WRITTEN REQUEST: Can you write out every line from the start of the records below through the line containing "import React from", leaving out any pictures?

* START RECORDS SHOWN *

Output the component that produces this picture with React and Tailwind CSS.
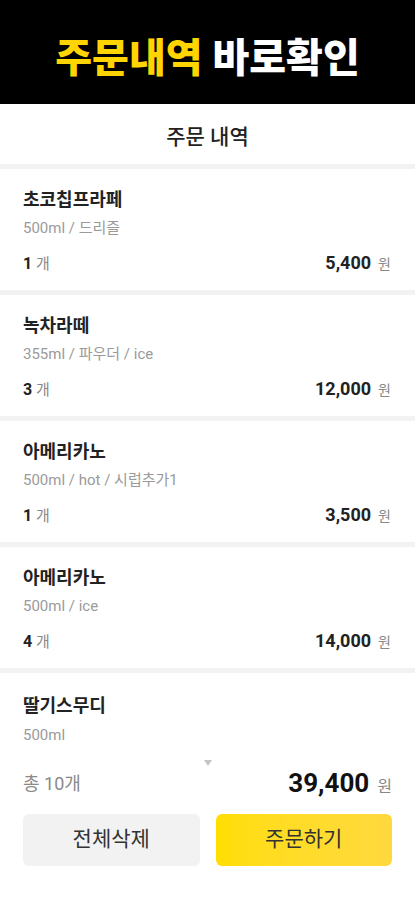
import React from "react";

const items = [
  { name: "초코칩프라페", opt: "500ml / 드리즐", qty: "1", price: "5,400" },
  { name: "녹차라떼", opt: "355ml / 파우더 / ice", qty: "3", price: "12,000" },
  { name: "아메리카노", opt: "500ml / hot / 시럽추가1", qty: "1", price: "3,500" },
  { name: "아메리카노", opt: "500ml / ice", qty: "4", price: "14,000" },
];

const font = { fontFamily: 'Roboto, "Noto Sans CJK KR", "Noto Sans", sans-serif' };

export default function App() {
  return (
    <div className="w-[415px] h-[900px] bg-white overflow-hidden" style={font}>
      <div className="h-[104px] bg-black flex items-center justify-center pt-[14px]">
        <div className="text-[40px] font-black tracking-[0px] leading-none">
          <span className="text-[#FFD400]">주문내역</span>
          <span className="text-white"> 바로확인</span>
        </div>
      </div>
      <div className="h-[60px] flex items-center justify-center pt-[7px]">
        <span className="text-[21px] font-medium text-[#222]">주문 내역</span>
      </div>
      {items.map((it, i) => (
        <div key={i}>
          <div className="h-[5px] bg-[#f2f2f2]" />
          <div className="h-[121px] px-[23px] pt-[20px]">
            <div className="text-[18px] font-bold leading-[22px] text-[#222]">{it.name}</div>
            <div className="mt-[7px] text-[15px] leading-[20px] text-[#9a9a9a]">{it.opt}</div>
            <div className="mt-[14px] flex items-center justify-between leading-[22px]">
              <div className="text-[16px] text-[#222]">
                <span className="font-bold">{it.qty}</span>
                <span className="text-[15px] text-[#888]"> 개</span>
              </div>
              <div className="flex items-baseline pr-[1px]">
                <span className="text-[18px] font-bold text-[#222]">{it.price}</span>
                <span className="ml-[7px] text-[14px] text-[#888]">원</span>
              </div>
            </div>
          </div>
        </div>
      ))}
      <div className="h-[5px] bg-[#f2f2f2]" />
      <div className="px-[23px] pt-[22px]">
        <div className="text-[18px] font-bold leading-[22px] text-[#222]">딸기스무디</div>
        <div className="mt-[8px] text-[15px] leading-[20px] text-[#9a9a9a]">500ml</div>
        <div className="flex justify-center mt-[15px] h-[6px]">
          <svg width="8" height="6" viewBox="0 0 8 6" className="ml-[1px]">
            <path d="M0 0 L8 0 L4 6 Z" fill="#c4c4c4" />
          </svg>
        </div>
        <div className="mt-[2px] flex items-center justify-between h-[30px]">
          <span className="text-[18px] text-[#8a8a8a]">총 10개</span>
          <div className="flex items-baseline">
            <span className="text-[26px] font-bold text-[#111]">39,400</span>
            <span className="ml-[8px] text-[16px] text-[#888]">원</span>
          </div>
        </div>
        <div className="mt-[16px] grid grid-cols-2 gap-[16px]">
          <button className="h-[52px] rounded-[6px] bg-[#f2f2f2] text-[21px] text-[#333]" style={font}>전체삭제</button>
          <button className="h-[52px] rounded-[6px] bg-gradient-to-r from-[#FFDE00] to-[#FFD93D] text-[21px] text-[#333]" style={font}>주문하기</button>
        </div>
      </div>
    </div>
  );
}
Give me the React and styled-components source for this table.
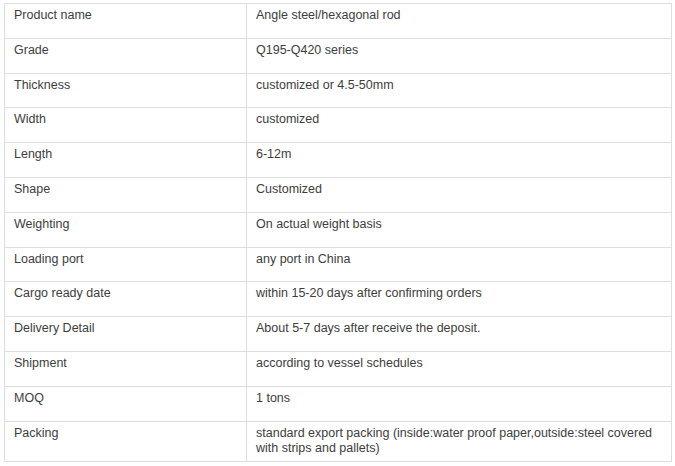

* END RECORDS SHOWN *

EXERCISE RESULT:
Output the component that produces this picture with React and Tailwind CSS.
import React from "react";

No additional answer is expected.